Folha de S. Paulo


Quem impedirá o STF de se tornar um inimigo da Constituição?

Pedro Ladeira /Folhapress
Plenário do STF momentos antes do início da sessão. Foto: Pedro Ladeira /folhapress
Plenário do STF momentos antes do início da sessão. Foto: Pedro Ladeira /folhapress

Às cortes constitucionais incumbe guardar as constituições dos ataques que ocasionalmente recebam dos demais Poderes constituídos. No Brasil, essa função foi entregue ao Supremo. O dilema fundamental desse modelo é saber quem protegerá a Constituição quando os ataques vierem daqueles que têm por função protegê-la?

Não há como negar que estamos fechando 2017 com a Constituição sob forte ataque. Múltiplos são os seus inimigos. Em primeiro lugar os partidos políticos que, ao longo das últimas décadas, em conluio com diversos setores da economia, provocaram a corrosão da engrenagem democrática.

Com a usurpação da vontade popular enveredamos por um perigoso processo de desencantamento com a política. Ambiente propício a movimentos e lideranças que repudiam valores essenciais à democracia, protegidos pela Constituição, como a liberdade de expressão, o direito à não discriminação, à tolerância e mesmo direitos sociais básicos, indispensáveis num país marcado por abissal e persistente desigualdade.

Nesse contexto de erosão tanto das instituições de representação, como do tecido democrático, é exasperante que a instituição que tem por responsabilidade precípua a guarda da Constituição também esteja dando sinais de convulsão. Não apenas porque alguns membros do tribunal, como o ministro Gilmar Mendes, assumiram um comportamento despudoradamente político, como porque a corte, como tenho insistido, perdeu a colegialidade. Ao assumirem individualmente funções que constitucionalmente são do colegiado, os ministros agravam a crise de autoridade do Supremo e reduzem sua capacidade de contribuir para o desfecho da crise política.
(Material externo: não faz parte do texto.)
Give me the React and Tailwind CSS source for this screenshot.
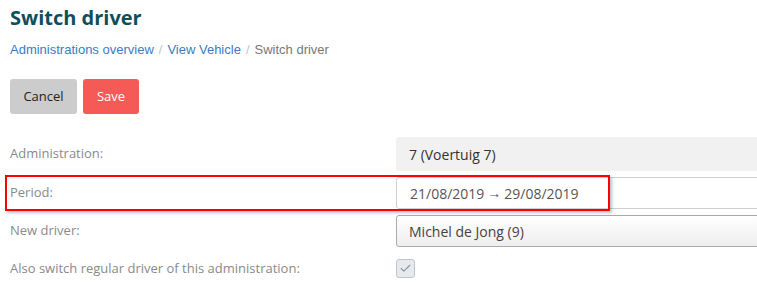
import { Check } from 'lucide-react';

const Row = ({ label, children }) => (
  <div className="flex items-center">
    <div className="w-[386px] shrink-0 text-[13px] text-[#8a8a8a]">{label}</div>
    <div className="w-[400px] shrink-0">{children}</div>
  </div>
);

export default function App() {
  return (
    <div className="relative w-[757px] h-[300px] overflow-hidden bg-white pl-[10px] pt-[3px] font-['Open_Sans',sans-serif]">
      {/* Header */}
      <h1 className="text-[20px] font-bold leading-[30px] text-[#0e4f5c]">Switch driver</h1>
      <div className="mt-[8px] flex items-center gap-[5px] font-['Liberation_Sans',Arial,sans-serif] text-[13px] leading-[18px]">
        <span className="text-[#3a7bc2]">Administrations overview</span>
        <span className="text-[#c4c4c4]">/</span>
        <span className="text-[#3a7bc2]">View Vehicle</span>
        <span className="text-[#c4c4c4]">/</span>
        <span className="text-[#777]">Switch driver</span>
      </div>

      {/* Actions */}
      <div className="mt-[20px] flex gap-[6px]">
        <button className="h-[35px] w-[67px] rounded-[3px] bg-[#cccccc] text-[13px] text-[#222]">Cancel</button>
        <button className="h-[35px] w-[56px] rounded-[3px] bg-[#f55a57] text-[13px] text-white">Save</button>
      </div>

      {/* Form */}
      <div className="mt-[23px] flex flex-col gap-[6px]">
        <Row label="Administration:">
          <div className="flex h-[34px] items-center rounded-[3px] bg-[#f1f1f1] px-[13px] text-[14px] text-[#333]">
            7 (Voertuig 7)
          </div>
        </Row>
        <Row label="Period:">
          <div className="flex h-[32px] items-center rounded-[3px] border border-[#d0d0d0] bg-white px-[13px] text-[14px] text-[#555]">
            21/08/2019 <span className="mx-[3px] font-['Liberation_Sans',sans-serif] text-[14px]">→</span> 29/08/2019
          </div>
        </Row>
        <Row label="New driver:">
          <div className="flex h-[32px] items-center rounded-[3px] border border-[#aaa] bg-gradient-to-b from-white to-[#eeeeee] px-[12px] text-[14px] text-[#444]">
            Michel de Jong (9)
          </div>
        </Row>
        <div className="flex items-center pt-[6px]">
          <div className="w-[386px] shrink-0 text-[13px] text-[#8a8a8a]">Also switch regular driver of this administration:</div>
          <div className="flex h-[19px] w-[19px] items-center justify-center rounded-[3px] border border-[#bfc4c9] bg-[#e6eaee]">
            <Check className="h-[13px] w-[13px] text-[#8a929a]" strokeWidth={2} />
          </div>
        </div>
      </div>

      {/* Highlight annotation */}
      <div className="absolute left-[5px] top-[175px] h-[36px] w-[605px] border-2 border-[#ff0000] shadow-[2px_2px_3px_rgba(0,0,0,0.25)]" />
    </div>
  );
}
A pergunta inevitável que todos aqueles que assistem perplexos a politização do Supremo estão se fazendo é como impedir que aqueles que deveriam guardar a Constituição se transformem em seus inimigos. Afinal, como vigiar os guardiões?

Antecipo que essa pergunta jamais encontrou uma resposta satisfatória no pensamento político. Para Platão tratava-se de uma pergunta descabida, o que se justifica dada a natureza idealizada de sua República.

Num mundo real, onde não somos governados por reis filósofos e nossos magistrados em muito se distanciam de qualquer idealização, a questão do controle sobre aqueles que dão a última palavra persiste.

O pensamento constitucional ofereceu, no ultimo século, duas alternativas ao dilema do controle dos guardiões. Para o maquiavélico jurista Carl Schmitt, a única solução era transferir a proteção última da Constituição ao chefe do Estado, pois só ele poderia legitimamente exercer esse poder em nome do povo. Hitler soube bem ler o conselho e o resultado desastroso todos conhecemos.

A segunda alternativa, oferecida por Hans Kelsen e, em grande medida, lapidada pelo constitucionalismo norte-americano ao longo de dois séculos, é o desenvolvimento de um conjunto de ferramentas de autocontenção, voltados a restringir a discricionariedade dos magistrados, que passam pelo rigor jurídico, distinção dos campos da política e do direito, apego ao primado da imparcialidade, respeito aos precedentes e finalmente colegialidade. Caso o Supremo não seja capaz de se autoconter, o que em nenhuma medida significa se omitir, e especialmente limitar alguns de seus membros, será tragado pela crise.